* _GOAL_: Write out the data below in full, unchanged, minus the images.

● ● ● ●

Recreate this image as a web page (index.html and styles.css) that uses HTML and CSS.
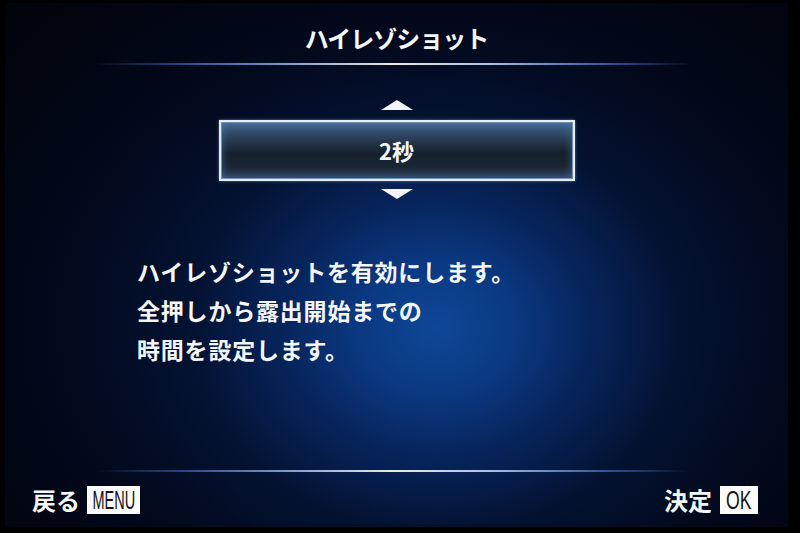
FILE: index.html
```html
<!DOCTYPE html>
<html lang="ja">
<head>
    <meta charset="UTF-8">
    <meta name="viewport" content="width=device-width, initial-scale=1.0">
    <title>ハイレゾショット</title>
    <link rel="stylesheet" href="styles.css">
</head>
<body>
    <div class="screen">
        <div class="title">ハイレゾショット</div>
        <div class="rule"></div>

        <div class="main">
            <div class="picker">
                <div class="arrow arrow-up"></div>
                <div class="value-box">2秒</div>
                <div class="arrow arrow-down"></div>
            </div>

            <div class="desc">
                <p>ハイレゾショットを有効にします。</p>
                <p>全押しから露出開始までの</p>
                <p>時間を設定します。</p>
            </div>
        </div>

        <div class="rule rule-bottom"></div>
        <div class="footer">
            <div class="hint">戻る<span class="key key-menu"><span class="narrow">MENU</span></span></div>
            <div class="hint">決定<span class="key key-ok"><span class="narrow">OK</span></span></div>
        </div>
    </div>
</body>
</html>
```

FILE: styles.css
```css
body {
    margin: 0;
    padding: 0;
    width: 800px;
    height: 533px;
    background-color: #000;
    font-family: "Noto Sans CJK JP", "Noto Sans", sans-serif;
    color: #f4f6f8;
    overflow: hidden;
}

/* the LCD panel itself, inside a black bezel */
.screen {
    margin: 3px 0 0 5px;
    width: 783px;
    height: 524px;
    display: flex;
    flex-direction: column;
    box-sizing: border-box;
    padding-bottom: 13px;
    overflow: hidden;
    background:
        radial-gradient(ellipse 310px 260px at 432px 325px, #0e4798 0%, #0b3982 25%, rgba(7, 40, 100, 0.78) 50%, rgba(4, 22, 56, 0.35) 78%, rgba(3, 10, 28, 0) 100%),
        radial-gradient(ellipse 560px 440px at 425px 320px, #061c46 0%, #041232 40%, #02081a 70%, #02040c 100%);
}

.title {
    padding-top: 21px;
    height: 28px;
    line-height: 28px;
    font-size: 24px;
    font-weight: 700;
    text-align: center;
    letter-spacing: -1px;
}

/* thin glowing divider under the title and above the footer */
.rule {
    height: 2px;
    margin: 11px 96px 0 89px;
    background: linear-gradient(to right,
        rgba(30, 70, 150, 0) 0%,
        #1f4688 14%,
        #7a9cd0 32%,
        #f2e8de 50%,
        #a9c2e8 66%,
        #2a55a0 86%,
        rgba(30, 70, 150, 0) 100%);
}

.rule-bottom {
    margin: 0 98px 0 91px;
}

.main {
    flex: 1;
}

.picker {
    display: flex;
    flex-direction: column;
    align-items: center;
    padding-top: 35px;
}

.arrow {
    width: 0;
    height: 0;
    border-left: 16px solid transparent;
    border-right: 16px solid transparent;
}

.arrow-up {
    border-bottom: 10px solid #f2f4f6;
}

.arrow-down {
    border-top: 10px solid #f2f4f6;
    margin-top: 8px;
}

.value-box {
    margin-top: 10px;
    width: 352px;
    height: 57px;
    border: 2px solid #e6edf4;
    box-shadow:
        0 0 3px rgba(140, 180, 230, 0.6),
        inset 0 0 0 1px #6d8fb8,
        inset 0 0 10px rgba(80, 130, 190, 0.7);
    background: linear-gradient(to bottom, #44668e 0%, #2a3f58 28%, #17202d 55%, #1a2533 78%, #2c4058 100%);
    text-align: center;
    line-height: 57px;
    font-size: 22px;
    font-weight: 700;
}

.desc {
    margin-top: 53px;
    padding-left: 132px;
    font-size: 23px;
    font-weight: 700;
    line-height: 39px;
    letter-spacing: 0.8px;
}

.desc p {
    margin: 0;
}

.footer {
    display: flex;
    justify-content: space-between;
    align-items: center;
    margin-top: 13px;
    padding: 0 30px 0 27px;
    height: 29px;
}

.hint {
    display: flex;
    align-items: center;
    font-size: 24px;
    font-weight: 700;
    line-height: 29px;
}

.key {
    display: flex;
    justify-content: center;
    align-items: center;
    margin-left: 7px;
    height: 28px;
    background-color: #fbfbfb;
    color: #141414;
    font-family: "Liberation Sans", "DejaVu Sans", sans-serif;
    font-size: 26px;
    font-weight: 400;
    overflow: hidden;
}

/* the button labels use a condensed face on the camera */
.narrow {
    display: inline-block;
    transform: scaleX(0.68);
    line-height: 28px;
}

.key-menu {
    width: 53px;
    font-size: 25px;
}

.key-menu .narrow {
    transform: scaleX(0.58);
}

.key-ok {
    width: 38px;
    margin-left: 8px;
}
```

● ● ● ●

* _THE OUTPUT_:
Recreate this image as a web page (index.html and styles.css) that uses HTML and CSS.
FILE: index.html
```html
<!DOCTYPE html>
<html lang="ja">
<head>
    <meta charset="UTF-8">
    <meta name="viewport" content="width=device-width, initial-scale=1.0">
    <title>ハイレゾショット</title>
    <link rel="stylesheet" href="styles.css">
</head>
<body>
    <div class="screen">
        <div class="title">ハイレゾショット</div>
        <div class="rule"></div>

        <div class="main">
            <div class="picker">
                <div class="arrow arrow-up"></div>
                <div class="value-box">2秒</div>
                <div class="arrow arrow-down"></div>
            </div>

            <div class="desc">
                <p>ハイレゾショットを有効にします。</p>
                <p>全押しから露出開始までの</p>
                <p>時間を設定します。</p>
            </div>
        </div>

        <div class="rule rule-bottom"></div>
        <div class="footer">
            <div class="hint">戻る<span class="key key-menu"><span class="narrow">MENU</span></span></div>
            <div class="hint">決定<span class="key key-ok"><span class="narrow">OK</span></span></div>
        </div>
    </div>
</body>
</html>
```

FILE: styles.css
```css
body {
    margin: 0;
    padding: 0;
    width: 800px;
    height: 533px;
    background-color: #000;
    font-family: "Noto Sans CJK JP", "Noto Sans", sans-serif;
    color: #f4f6f8;
    overflow: hidden;
}

/* the LCD panel itself, inside a black bezel */
.screen {
    margin: 3px 0 0 5px;
    width: 783px;
    height: 524px;
    display: flex;
    flex-direction: column;
    box-sizing: border-box;
    padding-bottom: 13px;
    overflow: hidden;
    background:
        radial-gradient(ellipse 310px 260px at 432px 325px, #0e4798 0%, #0b3982 25%, rgba(7, 40, 100, 0.78) 50%, rgba(4, 22, 56, 0.35) 78%, rgba(3, 10, 28, 0) 100%),
        radial-gradient(ellipse 560px 440px at 425px 320px, #061c46 0%, #041232 40%, #02081a 70%, #02040c 100%);
}

.title {
    padding-top: 21px;
    height: 28px;
    line-height: 28px;
    font-size: 24px;
    font-weight: 700;
    text-align: center;
    letter-spacing: -1px;
}

/* thin glowing divider under the title and above the footer */
.rule {
    height: 2px;
    margin: 11px 96px 0 89px;
    background: linear-gradient(to right,
        rgba(30, 70, 150, 0) 0%,
        #1f4688 14%,
        #7a9cd0 32%,
        #f2e8de 50%,
        #a9c2e8 66%,
        #2a55a0 86%,
        rgba(30, 70, 150, 0) 100%);
}

.rule-bottom {
    margin: 0 98px 0 91px;
}

.main {
    flex: 1;
}

.picker {
    display: flex;
    flex-direction: column;
    align-items: center;
    padding-top: 35px;
}

.arrow {
    width: 0;
    height: 0;
    border-left: 16px solid transparent;
    border-right: 16px solid transparent;
}

.arrow-up {
    border-bottom: 10px solid #f2f4f6;
}

.arrow-down {
    border-top: 10px solid #f2f4f6;
    margin-top: 8px;
}

.value-box {
    margin-top: 10px;
    width: 352px;
    height: 57px;
    border: 2px solid #e6edf4;
    box-shadow:
        0 0 3px rgba(140, 180, 230, 0.6),
        inset 0 0 0 1px #6d8fb8,
        inset 0 0 10px rgba(80, 130, 190, 0.7);
    background: linear-gradient(to bottom, #44668e 0%, #2a3f58 28%, #17202d 55%, #1a2533 78%, #2c4058 100%);
    text-align: center;
    line-height: 57px;
    font-size: 22px;
    font-weight: 700;
}

.desc {
    margin-top: 53px;
    padding-left: 132px;
    font-size: 23px;
    font-weight: 700;
    line-height: 39px;
    letter-spacing: 0.8px;
}

.desc p {
    margin: 0;
}

.footer {
    display: flex;
    justify-content: space-between;
    align-items: center;
    margin-top: 13px;
    padding: 0 30px 0 27px;
    height: 29px;
}

.hint {
    display: flex;
    align-items: center;
    font-size: 24px;
    font-weight: 700;
    line-height: 29px;
}

.key {
    display: flex;
    justify-content: center;
    align-items: center;
    margin-left: 7px;
    height: 28px;
    background-color: #fbfbfb;
    color: #141414;
    font-family: "Liberation Sans", "DejaVu Sans", sans-serif;
    font-size: 26px;
    font-weight: 400;
    overflow: hidden;
}

/* the button labels use a condensed face on the camera */
.narrow {
    display: inline-block;
    transform: scaleX(0.68);
    line-height: 28px;
}

.key-menu {
    width: 53px;
    font-size: 25px;
}

.key-menu .narrow {
    transform: scaleX(0.58);
}

.key-ok {
    width: 38px;
    margin-left: 8px;
}
```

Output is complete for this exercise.